The poor woman’s teeth were chattering. This was the perfect heartbreaking child-in-distress story, but a lot of good it was going to do Chelsea without a camcorder. She flashed him a look of outrage for destroying her camera. But his attention was focused on the mother.
“You haven’t phoned for help yet?”
The young woman shook her head. “I don’t h-have a phone and didn’t dare leave the baby to run to a neighbor’s house. Please…you’ve g-got to help me!” She sounded on the verge of hysterics. “If anything happens to Betsy…”
In the next instant Max left them to climb inside the excavation, where the child’s incessant crying was louder. Chelsea noticed that no matter how much care he took, more material caved in.

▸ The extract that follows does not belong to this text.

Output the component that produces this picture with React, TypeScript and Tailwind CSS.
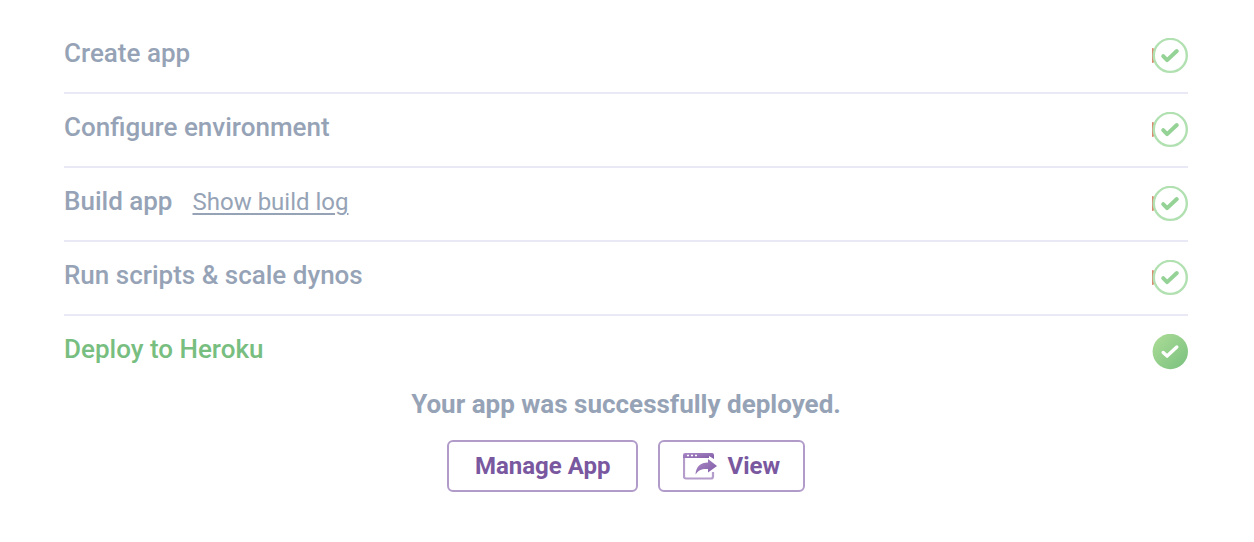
import { useId } from "react";

function PendingCheck() {
  return (
    <svg className="h-9 w-9 shrink-0" viewBox="0 0 36 36" fill="none" role="img" aria-label="Done">
      <path d="M0 10Q1 10 2.500 11Q0.800 17.500 2.500 24Q1 25 0 25Z" fill="#d98a70" />
      <circle cx="18.3" cy="17.4" r="16.500" fill="#fff" stroke="#b1e0b1" strokeWidth="2.4" />
      <path d="M11.2 18.2l3.900 3.900L24.800 13" stroke="#95d296" strokeWidth="4" strokeLinecap="round" strokeLinejoin="round" />
    </svg>
  );
}

function FinalCheck() {
  const id = useId();
  return (
    <svg className="h-9 w-9 shrink-0" viewBox="0 0 36 36" fill="none" role="img" aria-label="Deployed">
      <defs>
        <linearGradient id={id} x1="0" y1="0" x2="1" y2="1">
          <stop offset="0" stopColor="#addd97" />
          <stop offset="1" stopColor="#79c07f" />
        </linearGradient>
      </defs>
      <circle cx="18.3" cy="17.5" r="17.7" fill={`url(#${id})`} />
      <path d="M11.2 18.500l3.900 3.600L24.800 13" stroke="#fff" strokeWidth="3.4" strokeLinecap="round" strokeLinejoin="round" />
    </svg>
  );
}

function ViewIcon() {
  const id = useId();
  return (
    <svg className="h-[27px] w-[34px] shrink-0" viewBox="0 0 34 27" fill="none" aria-hidden="true">
      <defs>
        <linearGradient id={id} x1="0" y1="0" x2="1" y2="1">
          <stop offset="0" stopColor="#a98ac6" />
          <stop offset="1" stopColor="#8058a5" />
        </linearGradient>
      </defs>
      <path d="M30 19v4.500a2 2 0 0 1-2 2h-25A2 2 0 0 1 1 23.500V3" stroke="#b49ccb" strokeWidth="2.2" />
      <path d="M0 5V2Q0 0 2 0H29Q31 0 31 2V6L26 3V5Z" fill={`url(#${id})`} />
      <path d="M4 2.500h2M8 2.500h2M12 2.500h2" stroke="#fff" strokeWidth="1.6" />
      <path d="M25 6L34 13L25 19.500V16C19 15.500 15.500 17 12.500 21.500C13 13.500 17.500 9.500 25 9.500Z" fill={`url(#${id})`} />
    </svg>
  );
}

const steps = [
  { name: "Create app" },
  { name: "Configure environment" },
  { name: "Build app", log: "Show build log" },
  { name: "Run scripts & scale dynos" },
  { name: "Deploy to Heroku", final: true },
];

const buttonStyle =
  "flex h-[52px] items-center rounded-md border-2 border-[#b19bc9] bg-white text-2xl font-bold text-[#79589f]";

export default function App() {
  return (
    <main className="bg-white px-16 pt-5 pb-12 font-['Roboto',sans-serif] text-[#96a3b6]">
      <ul className="mr-0.5">
        {steps.map((step) => (
          <li
            key={step.name}
            className="flex items-start justify-between border-b-2 border-[#e8e9f4] py-[18px] last:border-0 last:pb-0"
          >
            <div className={`flex items-baseline gap-5 text-[26px] leading-[30px] font-medium ${step.final ? "text-[#77be80]" : ""}`}>
              <span>{step.name}</span>
              {step.log && (
                <a href="#build-log" className="text-2xl leading-[30px] font-normal underline decoration-2 underline-offset-3">
                  {step.log}
                </a>
              )}
            </div>
            {step.final ? <FinalCheck /> : <PendingCheck />}
          </li>
        ))}
      </ul>
      <p className="mt-4 mr-0.5 text-center text-[26px] leading-9 font-bold">Your app was successfully deployed.</p>
      <div className="mt-[18px] mr-0.5 flex justify-center gap-5">
        <button type="button" className={`${buttonStyle} px-[26px]`}>
          Manage App
        </button>
        <button type="button" className={`${buttonStyle} gap-2.5 px-[23px]`}>
          <ViewIcon />
          View
        </button>
      </div>
    </main>
  );
}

As she watched him move around and lift debris, Chelsea held her breath. She couldn’t think of another man who would dive into a precarious situation like this with no thought for his own life.
When she reflected on the constant stream of disgusting men who had flowed in and out of her mother’s world, living off her money, she couldn’t imagine one of them putting a child’s crisis ahead of his own selfish needs.
After a few minutes Max climbed back to them, his face grim as he addressed Traci. “She’s crawled into a main drainage pipe for the subdivision. It’ll take a team of experts to help me reach her. But your daughter has a powerful set of lungs. As long as she’s crying like that, you know she’s all right, just frightened. I’ll call for help from the cell phone in my truck. We’ll get your daughter out safely.”
Of course! Chelsea could phone her office and ask her boss, Howard Percell, to send someone out here on the double with a camcorder. They could still get the exclusive scoop if she acted fast!
Unmindful of the rain, she wheeled around and hurried across the road. Max called to her, but she ignored him. It was vital she tip off her boss before Max tied up the phone. She had an idea he probably kept it in his glove compartment.
No sooner had she opened the passenger door to reach inside it than Max flung open the door on the driver’s side. After sending her a murderous glance, he pulled the phone from the top of the sun visor and started punching buttons.